Wir müssen den technischen Fortschritt so weit bringen, dass wir uns nicht mehr um die Erhaltung unseres Lebens kümmern brauchen. Dann hätten wir endlich Zeit zum Denken. Verwaltungsvorgänge, Einkaufen, Kochen, etc. unterbrechen nur den Strom des Nachdenkens. Eben diese Tätigkeiten sind es auch, die die Unterdrückung der Volksmassen heutzutage ermöglichen. Wer im Supermarkt in der Schlange an der Kasse steht, kann gleichzeitig keine Revolution machen; und wenn er versucht, einen klaren Gedanken zu fassen, will sicher jemand mit dem Korb durch. So kommt keine Konzentration, kein Gedankenfluss zustande. Nur nicht-zusammenhängende Fragmente, Denkansätze ohne Ausführung.

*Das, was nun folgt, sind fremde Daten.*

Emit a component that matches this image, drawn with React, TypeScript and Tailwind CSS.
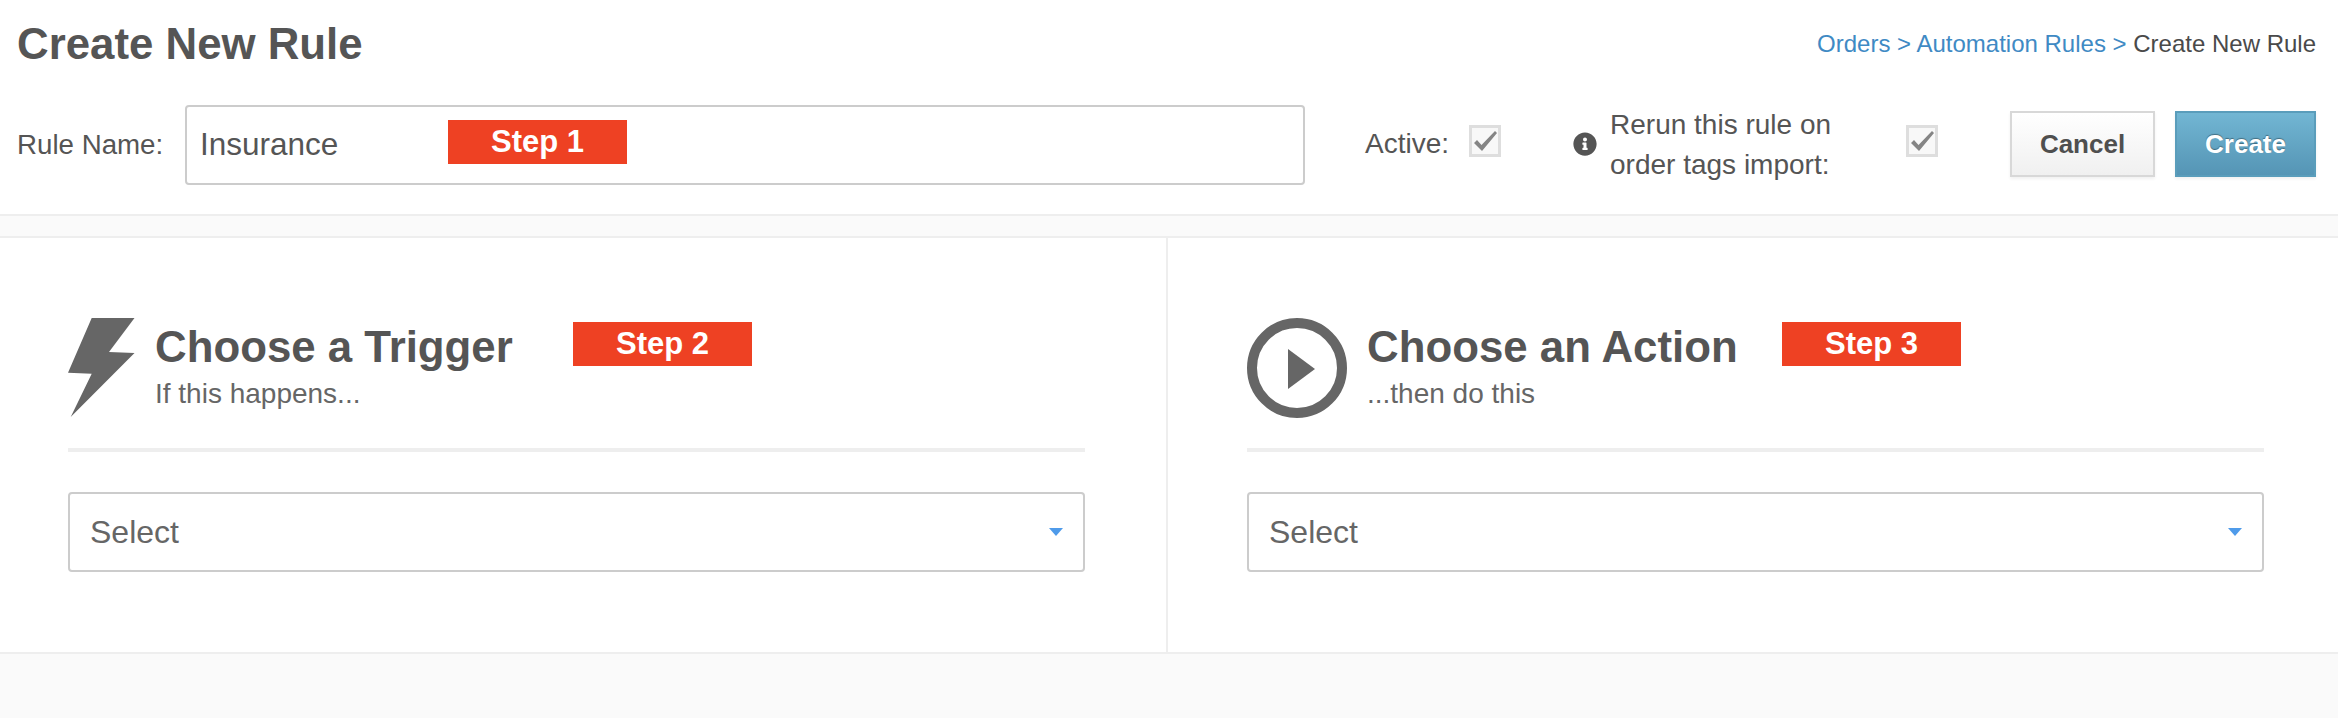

Wie konnten die Griechen eine so hochstehende Kultur und Philosophie entwicken? Weil es nicht die Griechen insgesamt waren, sondern ein kleiner, sehr kleiner Teil von ihnen, der sich um nichts anderes kümmern brauchte, als um die eigene Gesunderhaltung, und auf diese Weise Zeit zum Nachdenken und Reden über das Nachgedachte hatte.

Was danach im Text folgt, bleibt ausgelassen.